§ **WHAT TO WORK ON**
Nothing outside the lines from the one containing "Reproduce this table" down to the one containing "items-center justify-center shrink-0" belongs in the copy; print that span exactly, both ends included, with pictures removed.
----
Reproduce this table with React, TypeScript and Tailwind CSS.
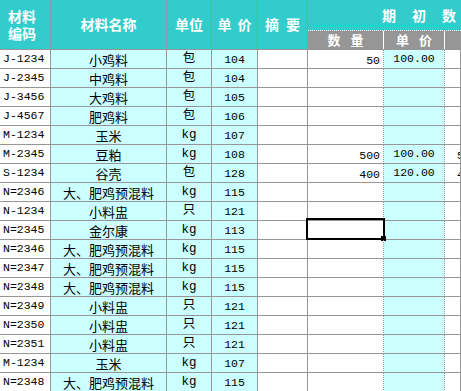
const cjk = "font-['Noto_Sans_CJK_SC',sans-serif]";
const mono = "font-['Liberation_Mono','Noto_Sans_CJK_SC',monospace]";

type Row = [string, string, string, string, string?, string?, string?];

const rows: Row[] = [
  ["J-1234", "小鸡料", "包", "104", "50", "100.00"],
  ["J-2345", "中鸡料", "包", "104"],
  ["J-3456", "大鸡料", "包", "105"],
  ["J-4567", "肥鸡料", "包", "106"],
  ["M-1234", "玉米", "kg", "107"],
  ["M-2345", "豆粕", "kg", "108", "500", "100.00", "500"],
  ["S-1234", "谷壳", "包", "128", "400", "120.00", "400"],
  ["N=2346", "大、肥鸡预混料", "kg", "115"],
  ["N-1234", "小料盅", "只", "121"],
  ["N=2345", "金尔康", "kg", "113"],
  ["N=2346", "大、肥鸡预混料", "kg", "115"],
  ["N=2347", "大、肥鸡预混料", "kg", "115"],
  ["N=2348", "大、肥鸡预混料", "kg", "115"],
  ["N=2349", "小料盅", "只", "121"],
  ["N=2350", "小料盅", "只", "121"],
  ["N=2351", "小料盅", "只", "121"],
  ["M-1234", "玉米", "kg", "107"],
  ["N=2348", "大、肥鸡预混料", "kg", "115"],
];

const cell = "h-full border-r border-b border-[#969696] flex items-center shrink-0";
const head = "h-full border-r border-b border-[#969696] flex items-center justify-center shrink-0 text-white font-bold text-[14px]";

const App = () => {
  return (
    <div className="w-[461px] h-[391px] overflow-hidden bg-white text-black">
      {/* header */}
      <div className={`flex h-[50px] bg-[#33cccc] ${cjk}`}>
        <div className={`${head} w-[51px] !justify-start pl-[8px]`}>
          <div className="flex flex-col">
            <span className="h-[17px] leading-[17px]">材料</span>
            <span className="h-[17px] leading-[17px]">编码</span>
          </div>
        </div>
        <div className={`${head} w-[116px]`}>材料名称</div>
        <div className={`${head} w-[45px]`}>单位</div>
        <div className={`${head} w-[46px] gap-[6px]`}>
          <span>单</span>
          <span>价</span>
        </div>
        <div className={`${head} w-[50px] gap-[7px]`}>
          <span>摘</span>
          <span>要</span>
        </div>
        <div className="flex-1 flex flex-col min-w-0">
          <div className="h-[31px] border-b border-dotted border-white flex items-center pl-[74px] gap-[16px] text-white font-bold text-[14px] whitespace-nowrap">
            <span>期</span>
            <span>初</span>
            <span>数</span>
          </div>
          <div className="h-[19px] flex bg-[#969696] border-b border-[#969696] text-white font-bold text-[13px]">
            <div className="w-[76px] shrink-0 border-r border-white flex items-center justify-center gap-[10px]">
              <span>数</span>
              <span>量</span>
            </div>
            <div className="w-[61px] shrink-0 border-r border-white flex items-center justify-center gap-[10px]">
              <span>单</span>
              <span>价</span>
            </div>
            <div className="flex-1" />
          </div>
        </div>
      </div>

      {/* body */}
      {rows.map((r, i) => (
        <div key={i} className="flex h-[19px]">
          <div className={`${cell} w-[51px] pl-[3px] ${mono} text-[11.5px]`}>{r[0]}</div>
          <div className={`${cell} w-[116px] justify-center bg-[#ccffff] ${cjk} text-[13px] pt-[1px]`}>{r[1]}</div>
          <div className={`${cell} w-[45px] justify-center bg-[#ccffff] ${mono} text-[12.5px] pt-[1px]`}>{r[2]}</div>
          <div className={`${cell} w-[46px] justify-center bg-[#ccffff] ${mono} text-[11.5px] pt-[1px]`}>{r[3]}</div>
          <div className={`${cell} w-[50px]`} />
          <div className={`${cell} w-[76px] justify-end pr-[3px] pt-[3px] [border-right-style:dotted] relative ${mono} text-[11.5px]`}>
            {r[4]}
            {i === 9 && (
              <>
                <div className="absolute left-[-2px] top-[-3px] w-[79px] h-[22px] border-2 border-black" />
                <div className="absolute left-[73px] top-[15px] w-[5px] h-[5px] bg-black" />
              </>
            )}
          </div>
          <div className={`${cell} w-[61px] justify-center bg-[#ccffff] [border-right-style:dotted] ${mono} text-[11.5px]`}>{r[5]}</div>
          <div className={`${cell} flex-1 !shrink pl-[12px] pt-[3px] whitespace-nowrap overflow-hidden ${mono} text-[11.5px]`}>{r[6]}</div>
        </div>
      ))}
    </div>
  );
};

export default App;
----
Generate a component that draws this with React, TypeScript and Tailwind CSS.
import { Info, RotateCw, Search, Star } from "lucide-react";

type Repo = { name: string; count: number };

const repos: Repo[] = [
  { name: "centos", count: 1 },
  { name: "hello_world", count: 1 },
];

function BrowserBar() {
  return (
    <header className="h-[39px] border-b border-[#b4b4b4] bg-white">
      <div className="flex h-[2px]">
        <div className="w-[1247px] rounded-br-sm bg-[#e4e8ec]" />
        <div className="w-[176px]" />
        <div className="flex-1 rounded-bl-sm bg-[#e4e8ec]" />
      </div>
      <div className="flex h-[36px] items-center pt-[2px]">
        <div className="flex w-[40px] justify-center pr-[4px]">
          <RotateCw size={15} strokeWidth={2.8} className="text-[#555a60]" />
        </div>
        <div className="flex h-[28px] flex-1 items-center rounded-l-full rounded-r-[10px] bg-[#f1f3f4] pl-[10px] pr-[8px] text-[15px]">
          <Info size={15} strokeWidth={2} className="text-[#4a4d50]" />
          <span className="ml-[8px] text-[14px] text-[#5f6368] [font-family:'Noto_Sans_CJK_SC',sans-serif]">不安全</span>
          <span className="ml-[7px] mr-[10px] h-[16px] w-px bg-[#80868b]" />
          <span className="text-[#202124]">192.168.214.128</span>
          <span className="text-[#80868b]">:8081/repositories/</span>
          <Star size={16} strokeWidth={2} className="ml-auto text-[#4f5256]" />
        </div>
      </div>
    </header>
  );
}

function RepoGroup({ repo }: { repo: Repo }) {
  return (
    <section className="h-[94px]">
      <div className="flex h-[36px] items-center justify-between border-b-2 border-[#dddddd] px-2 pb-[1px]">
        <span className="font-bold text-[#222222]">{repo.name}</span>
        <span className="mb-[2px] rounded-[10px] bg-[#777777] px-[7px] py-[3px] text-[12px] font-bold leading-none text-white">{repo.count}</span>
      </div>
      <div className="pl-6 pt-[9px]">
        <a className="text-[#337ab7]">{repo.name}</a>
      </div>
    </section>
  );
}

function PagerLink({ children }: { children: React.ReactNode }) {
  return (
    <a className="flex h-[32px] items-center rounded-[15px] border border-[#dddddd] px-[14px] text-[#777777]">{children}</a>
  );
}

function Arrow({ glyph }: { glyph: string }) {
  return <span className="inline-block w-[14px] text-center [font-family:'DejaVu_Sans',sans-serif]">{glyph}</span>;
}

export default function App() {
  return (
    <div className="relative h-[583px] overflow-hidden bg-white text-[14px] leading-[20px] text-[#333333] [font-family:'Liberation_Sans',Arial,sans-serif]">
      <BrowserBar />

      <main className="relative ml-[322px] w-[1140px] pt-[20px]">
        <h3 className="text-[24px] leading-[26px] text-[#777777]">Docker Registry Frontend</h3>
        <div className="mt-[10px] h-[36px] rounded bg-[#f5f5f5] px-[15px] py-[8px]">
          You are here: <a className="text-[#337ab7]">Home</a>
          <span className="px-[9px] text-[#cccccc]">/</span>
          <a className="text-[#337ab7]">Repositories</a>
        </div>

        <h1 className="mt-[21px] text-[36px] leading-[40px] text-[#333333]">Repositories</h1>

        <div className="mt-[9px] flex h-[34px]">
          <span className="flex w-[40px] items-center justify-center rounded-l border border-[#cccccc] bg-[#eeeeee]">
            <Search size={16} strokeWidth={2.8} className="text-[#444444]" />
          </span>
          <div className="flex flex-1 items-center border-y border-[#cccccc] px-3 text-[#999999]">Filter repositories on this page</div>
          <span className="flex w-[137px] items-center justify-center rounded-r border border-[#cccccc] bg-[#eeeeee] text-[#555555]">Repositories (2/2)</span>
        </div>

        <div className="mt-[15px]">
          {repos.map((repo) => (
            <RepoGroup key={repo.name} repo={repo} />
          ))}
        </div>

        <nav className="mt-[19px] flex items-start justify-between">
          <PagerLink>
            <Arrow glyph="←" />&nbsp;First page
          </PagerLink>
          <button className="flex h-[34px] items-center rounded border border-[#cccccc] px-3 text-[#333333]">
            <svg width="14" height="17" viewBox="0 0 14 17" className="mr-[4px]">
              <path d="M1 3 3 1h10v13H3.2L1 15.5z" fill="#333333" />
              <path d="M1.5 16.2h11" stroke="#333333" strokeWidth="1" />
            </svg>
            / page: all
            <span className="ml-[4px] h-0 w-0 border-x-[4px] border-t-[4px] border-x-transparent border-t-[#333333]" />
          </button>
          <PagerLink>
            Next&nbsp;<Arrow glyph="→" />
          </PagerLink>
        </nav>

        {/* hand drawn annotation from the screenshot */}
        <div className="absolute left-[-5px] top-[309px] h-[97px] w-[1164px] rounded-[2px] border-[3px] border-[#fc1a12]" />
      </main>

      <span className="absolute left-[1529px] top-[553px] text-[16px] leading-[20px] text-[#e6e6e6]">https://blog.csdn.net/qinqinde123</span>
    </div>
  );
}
----
§ **EXERCISE RESULT**
Reproduce this table with React, TypeScript and Tailwind CSS.
const cjk = "font-['Noto_Sans_CJK_SC',sans-serif]";
const mono = "font-['Liberation_Mono','Noto_Sans_CJK_SC',monospace]";

type Row = [string, string, string, string, string?, string?, string?];

const rows: Row[] = [
  ["J-1234", "小鸡料", "包", "104", "50", "100.00"],
  ["J-2345", "中鸡料", "包", "104"],
  ["J-3456", "大鸡料", "包", "105"],
  ["J-4567", "肥鸡料", "包", "106"],
  ["M-1234", "玉米", "kg", "107"],
  ["M-2345", "豆粕", "kg", "108", "500", "100.00", "500"],
  ["S-1234", "谷壳", "包", "128", "400", "120.00", "400"],
  ["N=2346", "大、肥鸡预混料", "kg", "115"],
  ["N-1234", "小料盅", "只", "121"],
  ["N=2345", "金尔康", "kg", "113"],
  ["N=2346", "大、肥鸡预混料", "kg", "115"],
  ["N=2347", "大、肥鸡预混料", "kg", "115"],
  ["N=2348", "大、肥鸡预混料", "kg", "115"],
  ["N=2349", "小料盅", "只", "121"],
  ["N=2350", "小料盅", "只", "121"],
  ["N=2351", "小料盅", "只", "121"],
  ["M-1234", "玉米", "kg", "107"],
  ["N=2348", "大、肥鸡预混料", "kg", "115"],
];

const cell = "h-full border-r border-b border-[#969696] flex items-center shrink-0";
const head = "h-full border-r border-b border-[#969696] flex items-center justify-center shrink-0 text-white font-bold text-[14px]";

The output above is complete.